Early results show Sophia converging 2x faster than Adam for LLM pre-training, though adoption is still limited.

Schedule-Free Optimizers

A 2024 development that eliminates the need for learning rate schedules entirely. Schedule-free Adam maintains two parameter sequences and interpolates between them, automatically providing the benefits of warmup and decay without explicit scheduling.

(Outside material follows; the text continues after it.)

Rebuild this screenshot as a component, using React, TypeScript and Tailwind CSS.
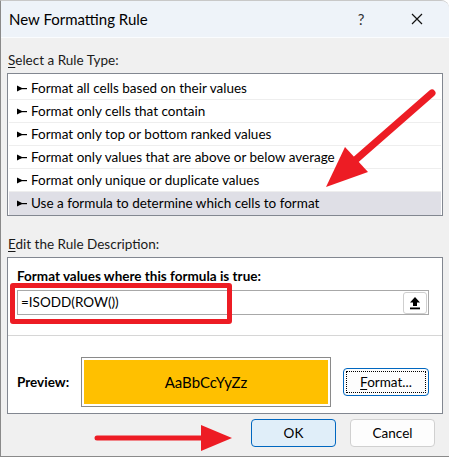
import React from 'react'

const RULES = [
  'Format all cells based on their values',
  'Format only cells that contain',
  'Format only top or bottom ranked values',
  'Format only values that are above or below average',
  'Format only unique or duplicate values',
  'Use a formula to determine which cells to format',
]

function Pointer() {
  return (
    <svg width="10" height="7" viewBox="0 0 10 7" className="shrink-0">
      <polygon points="0,0.5 6,3.5 0,6.5" fill="#000" />
      <rect x="0" y="3" width="10" height="1.2" fill="#000" />
    </svg>
  )
}

export default function App() {
  return (
    <div
      className="relative w-[450px] h-[458px] bg-white"
      style={{ fontFamily: '"Segoe UI", Lato, "Noto Sans", sans-serif' }}
    >
      <div className="flex flex-col w-[449px] h-[457px] border-l border-b border-t border-[#8a8a8a] border-t-[#c8c8c8] rounded-tr-[8px] overflow-hidden bg-[#f0f0f0] text-[13.5px] text-[#1a1a1a]">
        {/* title bar */}
        <div className="flex items-center h-[37px] bg-[#eef3f9] border-b border-[#fafcfe] pl-[8px] shrink-0">
          <span className="text-[15px] text-black flex-1">New Formatting Rule</span>
          <span className="w-[20px] text-center text-[15px] text-[#333] mr-[40px]">?</span>
          <svg width="12" height="12" viewBox="0 0 12 12" className="mr-[26px]">
            <path d="M1 1L11 11M11 1L1 11" stroke="#111" strokeWidth="1.2" />
          </svg>
        </div>

        <div className="flex flex-col px-[6px] flex-1">
          <div className="h-[35px] flex items-end pb-[3px] pl-[1px]">
            <span>
              <span className="underline underline-offset-2">S</span>elect a Rule Type:
            </span>
          </div>

          <div className="border border-[#828790] bg-white pt-[3px] px-[1px]">
            {RULES.map((r, i) => (
              <div
                key={r}
                className={`flex items-center gap-[4px] h-[23px] pl-[8px] border-b ${
                  i === 5 ? 'bg-[#dfdfe6] border-[#dfdfe6]' : 'border-[#eeeeee]'
                }`}
              >
                <Pointer />
                <span className="text-black">{r}</span>
              </div>
            ))}
          </div>

          <div className="h-[41px] flex items-end pb-[3px] pl-[1px]">
            <span>
              <span className="underline underline-offset-2">E</span>dit the Rule Description:
            </span>
          </div>

          <div className="flex flex-col border border-[#828790] bg-white h-[157px]">
            <div className="pl-[9px] pt-[8px] font-bold text-black h-[32px]">
              F<span className="underline underline-offset-2">o</span>rmat values where this formula is true:
            </div>
            <div className="flex items-center ml-[9px] w-[412px] h-[25px] border border-[#a8a8a8] bg-white">
              <span className="pl-[3px] flex-1 text-black">=ISODD(ROW())</span>
              <div className="flex items-center justify-center w-[24px] h-[22px] mr-[1px] rounded-[3px] border border-[#cfcfcf] bg-white">
                <svg width="12" height="14" viewBox="0 0 12 14">
                  <path d="M6 1L1 6.5H4V10H8V6.5H11Z" fill="#000" />
                  <rect x="1" y="11.5" width="10" height="1.8" fill="#000" />
                </svg>
              </div>
            </div>
            <div className="mt-[20px] border-t border-[#d6d6d6]" />
            <div className="flex items-center mt-[21px] pl-[9px]">
              <span className="font-bold text-black w-[64px]">Preview:</span>
              <div className="w-[250px] h-[50px] border border-[#8a8a8a] p-[2px] bg-white">
                <div className="w-full h-full bg-[#ffc000] flex items-center justify-center text-[15px] text-black">
                  AaBbCcYyZz
                </div>
              </div>
              <div className="ml-[12px] w-[86px] h-[28px] rounded-[4px] border border-[#0067c0] bg-[#fdfdfd] p-[2px]">
                <div className="w-full h-full border border-dotted border-black flex items-center justify-center text-black">
                  <span>
                    <span className="underline underline-offset-2">F</span>ormat...
                  </span>
                </div>
              </div>
            </div>
          </div>

          <div className="flex justify-end gap-[14px] mt-[5px] pr-[8px]">
            <div className="w-[85px] h-[28px] rounded-[4px] border border-[#0067c0] bg-[#e0eef9] flex items-center justify-center text-black">
              OK
            </div>
            <div className="w-[85px] h-[28px] rounded-[4px] border border-[#d0d0d0] bg-[#fdfdfd] flex items-center justify-center text-black">
              Cancel
            </div>
          </div>
        </div>
      </div>

      {/* annotation overlays */}
      <div className="absolute left-[10px] top-[283px] w-[222px] h-[41px] border-[5px] border-[#ed1c24] rounded-[3px]" />
      <svg className="absolute left-0 top-0" width="450" height="458" viewBox="0 0 450 458">
        <line x1="432" y1="93" x2="352" y2="163" stroke="#ed1c24" strokeWidth="7" strokeLinecap="round" />
        <polygon points="326,187 345,147 368,172" fill="#ed1c24" />
        <line x1="97" y1="438" x2="205" y2="438" stroke="#ed1c24" strokeWidth="5" strokeLinecap="round" />
        <polygon points="201,425 232,438 201,451" fill="#ed1c24" />
      </svg>
    </div>
  )
}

This simplifies hyperparameter tuning significantly—you only need to set the base learning rate, not the warmup steps, decay schedule, and minimum learning rate.

Learning Rate Schedules

Even with adaptive optimizers, the learning rate schedule matters enormously:

Common Schedules

Constant: Simple but rarely optimal
Step decay: Reduce by a factor at fixed intervals
Cosine annealing: Smooth decay following a cosine curve—the most popular for transformer training
Linear warmup + cosine decay: Standard for large model training. Warm up for 1-5% of training, then cosine decay to ~10% of peak
Cosine with warm restarts: Periodic cosine cycles that help escape local minima
Inverse square root: Common for attention models, decays as 1/√t after warmup

The Warmup Mystery

Large models need learning rate warmup. Without it, early training is unstable and can diverge. The exact reason is debated, but the leading theory is that early gradient estimates are unreliable (the model hasn’t “organized” its representations yet), so large updates are destructive.

Practical Guidance

Choosing an Optimizer

Transformers / LLMs: AdamW with linear warmup + cosine decay. This is the default for a reason.
Computer vision (from scratch): SGD with momentum + step decay still wins on many benchmarks
Fine-tuning: AdamW with low learning rate (1e-5 to 5e-5) and linear decay
Memory-constrained: AdaFactor or LION
Want simplicity: Schedule-free Adam (fewer hyperparameters)

Common Mistakes

Using Adam when you mean AdamW for transformer training
Skipping warmup for large models
Learning rate too high — if loss spikes or diverges, reduce it
Learning rate too low — if loss decreases very slowly and never plateaus, increase it
Ignoring gradient clipping — for transformers, clip gradient norms to 1.0
Not tuning the learning rate — it’s the single most important hyperparameter

Debugging Training

When training goes wrong:

Loss spikes: Reduce learning rate or increase gradient clipping
Loss plateaus early: Learning rate too low, or model too small for the task
Loss decreases then increases: Overfitting—add regularization or reduce training time
NaN loss: Numerical instability—reduce learning rate, check for data issues, ensure proper initialization

The optimizer is the engine of neural network training. Understanding it isn’t optional if you want to train models effectively. Start with AdamW, learn why it works, and branch out when you hit its limits.